Suspended License in Wisconsin
There are a number of ways to temporarily lose the privilege to drive in Wisconsin, and a number of ways to regain your privileges. In some cases, if you have been convicted of an infraction that requires a temporary loss of driving privileges, you may apply for a limited license to drive to and from home and work or to and from home and school.
Whenever you need or want to check the status of your driver’s license, you can order a driving record report. This record will spell out if your driver’s license is currently valid. Should your license have been revoked or suspended, the report will indicate that according to what’s on record at the DMV. This report will also show points against your license and, in some cases, information on any accidents you have had.

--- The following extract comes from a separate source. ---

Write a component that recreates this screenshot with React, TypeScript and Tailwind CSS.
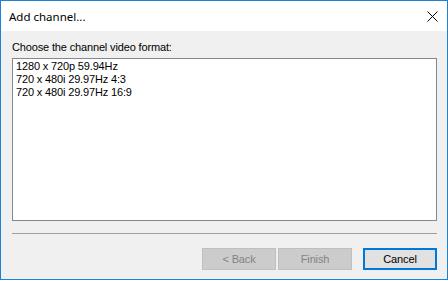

Get your personal drivers´ license history instantly and online. Find out what information is on your driving record with a BackgroundChecks.com Instant Motor Vehicle Report. Keep in mind, you can only run an instant motor vehicle report on yourself.
Both of these terms are used when referencing the loss of driving privileges, but not many people understand the difference between the terms. Some think they are interchangeable, while others believe that the term "revocation" denotes a permanent loss of driving privileges, and that suspension means a temporary loss.
However, neither instance is the case. Here are the definitions of these two terms:
- Suspension: means the loss of driving privileges for a period of less than one calendar year.
- Revocation: means the loss of driving privileges for a period of more than one calendar year.
There are a number of ways that a license can be suspended or revoked, including Operating While Intoxicated, also referred to as OWI. Leaving the scene of an accident is another way to lose your licenses temporarily, as is the refusal of a breath test requested by a police officer if you are stopped for suspicion of DWI.
Some Seemingly Small Issues, Too
Failing to notify the DMV of an accident in which you were involved can also cause the suspension of a driver's license, and the failure to settle a financial judgment for damages with another party if the damages were related to a motor vehicle accident can be grounds for a license suspension.
Giving false information to the DMV, using someone else's driver's license, or letting another person use your driver's license are also grounds for the suspension or revocation of a driver's license in Wisconsin.
Driving Record Points
An excessive number of points on your driving record can cause the temporary loss of driving privileges, as can the repetition of certain types of driving infractions, such as the commission of a felony using a vehicle or if you cause the death of another person in an automobile accident.
If you've had multiple moving violations over the past year, you are accumulating points on your driving record. When the points level gets to 12 in one year, your license will be suspended for a period of time, depending on the total points and other circumstances.
If your driver's license has been suspended, depending on the circumstances, you may be eligible for an occupational license. In most cases, there is a waiting time of between 30 and 120 days before you will be permitted to apply for an occupational license.
You can check your eligibility status on line to see if you have become eligible for application. If you have, then the next step is to complete the Application for Occupational Operator License for an occupational license. Print the application using the free Adobe Reader and take it in person to your local DMV service center, along with $40 for the occupational license fee.
In order to begin the process to get your driver's license reinstated after a suspension or revocation, prepare a letter with the following information:
- Your full name
- Date of birth
- Wisconsin driver license number
- Social Security number
- Current address
- Check for $50
Send it to:
- Wisconsin Department of Transportation
- Driver Information Section
- 4802 Sheboygan Ave., Room 301
- P.O. Box 7983
- Madison, WI 53707-7983
If your suspension was related to the safety responsibility or damage judgment laws, you will be required to show proof of insurance.
If your driver's license is still in your possession, you may call (608) 264-7133 to confirm that the DMV has received your $50 and the above information. If they have, you are legally allowed to drive.
If you do not have your driver's license in your possession, you will need to go in person to your local DMV service center and be prepared to do the following:
- Complete the Driver License Application for renewal.
- Show one piece of ID with both a photograph and your signature.
- Pay the $50 reinstatement fee, plus the $4 fee for a duplicate or, if the license expired while it was suspended or revoked, the $24 fee for a renewal.
- File the SR22 Proof of Insurance if it is required.
- Bring a parent or legal guardian to sign as your sponsor if you are under 18.